Under Gao, China drew its first game against Germany 1-1 during a friendly in May 2009. Afterwards, China were able to gain 13 points in the Asian Cup qualifications for 2011. This led to a revival in interest amongst some Chinese football fans, as China had also won 1-0 against France in June 2010, as well as holding World Cup quarter finalsts Paraguay to a 1-1 draw in September 2010. With some even thinking that reaching the semi finals of the Asian Cup being possible. However during the tournament itself, China were knocked out in the group stages. This led to some discontent amongst Chinese fans, plus it also seems that this was the reason that eventually led to the replacement of Gao by the CFA. Although Gao's winning percentage (65%) was the highest for a Chinese manager since Nian Weisi (67.86%), and has not been defeated since the end of the Asian Cup in 2011, this was still not enough to convince the CFA of replacing him. And in August 2011, he was replaced by José Antonio Camacho, less than a month before the World Cup qualifiers for 2014.
But corruption still remains a problem in Chinese football, and in 2010, Wei admitted that recently, "Chinese football has degraded to an intolerable level. It has hurt the feelings of fans and Chinese people at large", he added that he was confident in being able to aid Chinese men's and women's football return to the leading status in Asia and world respectively in future. Wei pointed out six major problems which had caused the "huge slump" of Chinese football in the past few years, while he dissected the dwindling pool of young player selection as being a big problem along with unhealthy professional leagues affected by gambling and match fixing scandals.

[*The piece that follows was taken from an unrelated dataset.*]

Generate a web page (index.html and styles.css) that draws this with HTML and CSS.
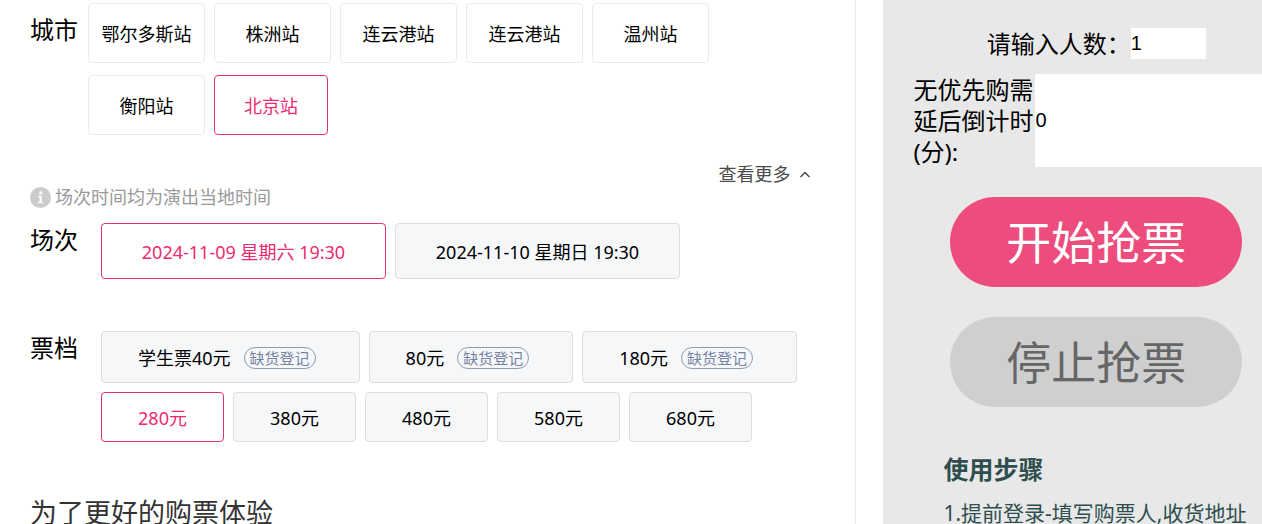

Appointment of José Antonio Camacho
On 13 August 2011, José Antonio Camacho of Spain was appointed as the head coach of the Chinese national football team, signing a three-year deal for a reported annual salary of $8 million. The Chinese Football Association head Wei Di explained the decision as being part of a long-term plan to help the country catch up with Japan and South Korea. He noted that, "Compared with our neighbours Japan and South Korea, Chinese football is lagging far behind, we need to work with a long-term view and start to catch up with a pragmatic approach. A lot of our fans expect China to qualify for the 2014 World Cup finals in Brazil. They are afraid that changing the coach at the last moment may cause bad effect to the team's qualifying prospect. I can totally understand that. But we do not have any time to waste."
Chinese Football Administrative Centre vice-president Yu Hongchen added: "The qualifying stage of 2014 World Cup is just a temporary task for him. Even if the task is failed, Camacho will not lose the job. When we started to find a new coach for the national team, we mainly focus on European countries such as Germany, the Netherlands and Spain. First of all, they have advanced football concepts, and secondly they have a productive youth training system, which we can learn from. We hope he can help us to find a suitable style."
During a friendly match Spain in 2012, many football experts and pundits alike expected Spain to easily steamroll China. However, many critics were stunned to find China and Spain still deadlocked 0-0 until the 84th minute when a goal from Manchester City attacking midfielder David Silva gave Spain the only goal of the match. Even though they lost, this performance was viewed highly in the Chinese media as well as Zeng Cheng, China's goalkeeper, who made a number of exceptional saves from La Furia Roja. China went on to face Vietnam, a few days later, where they easily won 3-0 with a brace from Gao Lin and Feng Renliang. Disappointment would soon strike again, two months later, when China faced Sweden only to lose 1-0 with the lone goal coming minutes after the 2nd half. Camacho coached a young squad to a 8-0 loss to Brazil on September 10, 2012 in a friendly match, which would go on record as China's worst ever defeat in their history as well as also succumbing China to their worst ever FIFA World Rankings of 109. It was the worst defeat for China since their loss to the United States in 1992.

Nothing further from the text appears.